I've been watching this discussion with great interest, as it first
seemed that many on this list were primarily concerned with 'bad
publicity' regarding Liber AL that might arise from this incident. I
found that reaction somewhat odd, given that Crowley never seemed too
concerned with making peace with the dominant public morality, to put it
lightly. I'm guess I'm curious as to what extent academics and other
writers on occultism, NRM etc. feel the need to act as defenders of the
'normalcy' or 'good morality' of the people involved in these movements,
and to go about distinguishing the 'real' practitioners from the 'nutters'.
This strikes close to home for me as I work and teach in Islamic
studies, where we're often accused of being apologists for Islam at
points where it comes into conflict with Western liberalism, or in
debates surrounding the presence of some kind of intrinsic relationship
between Islam and terrorism. From my own point of view, such accusations
typically come from people who either have little in-depth knowledge of
the subject and/or are pushing other political agendas that rely on fear
of Muslims, but there certainly are people in my field who prefer to
entirely gloss over these issues ( I certainly don't claim to be perfect
in regard to any of this).
So my question is, how do academics and writers on occultism etc.

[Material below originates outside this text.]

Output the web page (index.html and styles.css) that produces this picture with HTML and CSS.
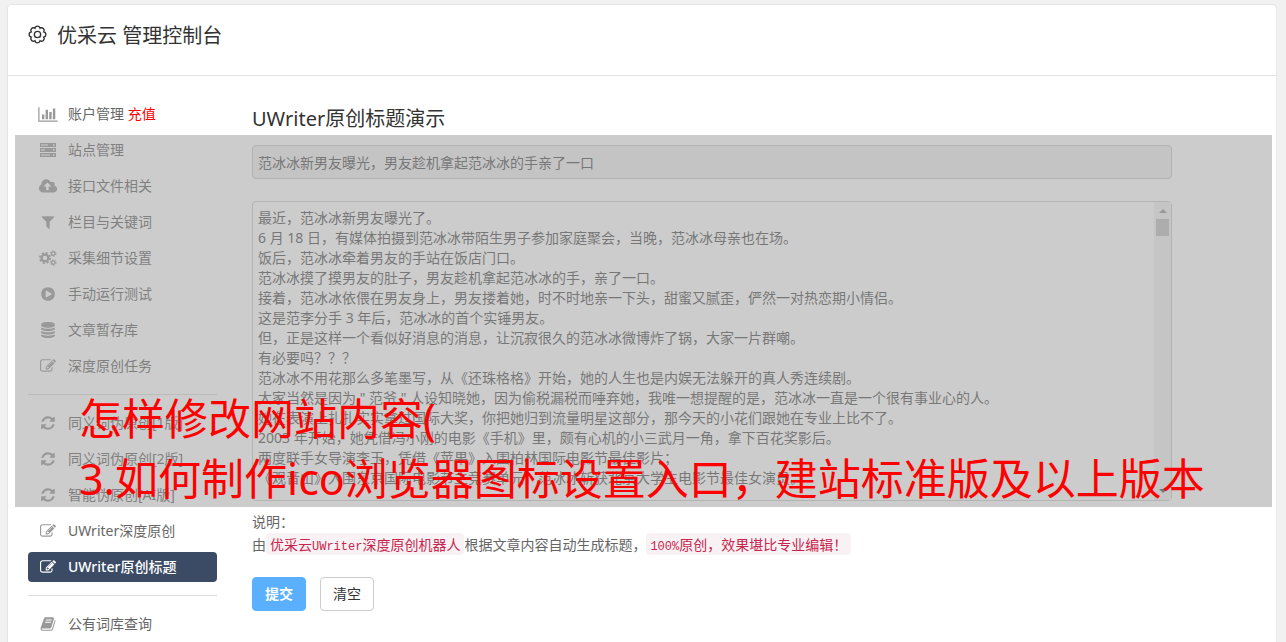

balance defending their subjects from outright slander and tabloid
sensationalism while still accounting for beliefs and practices that may
run drastically counter to prevailing norms?
On 2/6/2011 5:56 AM, Caroline Tully wrote:
> Hi Mogg,
>>> The core issue for me is the criminality& child abuse,<<
> Dare I call it "sex with those of an inappropriate age"? as they weren't
> exactly children were they? Weren't they 15 and 16? I always think of people
> 12 and under as "children" - however that doesn't mean that legal terms will
> agree with me (in Australia you're a "youth" until 25, but the word "youth"
> seems much younger than that).
> I have just noticed that over the years some occultists have gotten in awful
> trouble and been called "child molesters" for having sex with what are
> essentially teenagers. Yes, some teenagers are more mature than others. I'd
> imagine that I'd have found it very weird to have had sex with someone who
> was even over 20 when I was a teenager, but some don't.
> Yes, it does seem manipulative for a much older person to have sex with a
> teenager - some/manytimes. I've already been lectured on another list in
> regards to Gavin and Yvonne Frost and the "let adult members of the coven
> break the virgins in" philosophy. Someone on another list, in regards to the
> Frosts, told me that in the 60s it was considered ideal for "older wiser"
> adults to give virgins their first taste of sex.
> So... all I'm saying is that it might be a bit more complicated in regards
> to the teenagers in this case, but then again it might not.
> -----Original Message-----
> From: Society for The Academic Study of Magic
> [mailto:[log in to unmask]] On Behalf Of mandrake
> Sent: Sunday, 6 February 2011 9:42 PM
> To: [log in to unmask]
> Subject: Re: [ACADEMIC-STUDY-MAGIC] Book of the Law in News 4 wrong reason
> The core issue for me is the criminality& child abuse,
> the other contextual stuff we maybe all tend to think of as less important,
> perhaps underestimating the role external things play in influencing
> There may well be some quite antisocial beliefs in Liber Al, Liber Oz
> and other Thelemic writing -
> I suspect most religious/inspired texts have them - so for example the
> Bhagavad Gita appears to advocate
> total war but it was the non violent Gandhi's favourite text.
> Difference is that Bhagavad Gita is sanctified by time -
> so the glosses and interpretations now are as well known as the literal
> Even so the moral messages of Liber Al ought to make sense to modern
> society -
> and maybe they don't. If anything Thelemites often talk of being amoral -
> or of the triumph of the will?
> We are maybe stuck with a scripture that just isn't subtle enough for
> the modern world?
> "Love and do what you will"
> Mogg Morgan
> On 05/02/2011 22:42, Caroline Tully wrote:
>> Although it could all be true(ish). It's not the first time nutters have
>> gone even nuttier with the help of a religious text.
>> And that brings up the question, to me anyway: How do we interpret The
>> of the Law? It's tricksy and poetic, people think they know what it means,
>> but do they? Does it mean anything at all?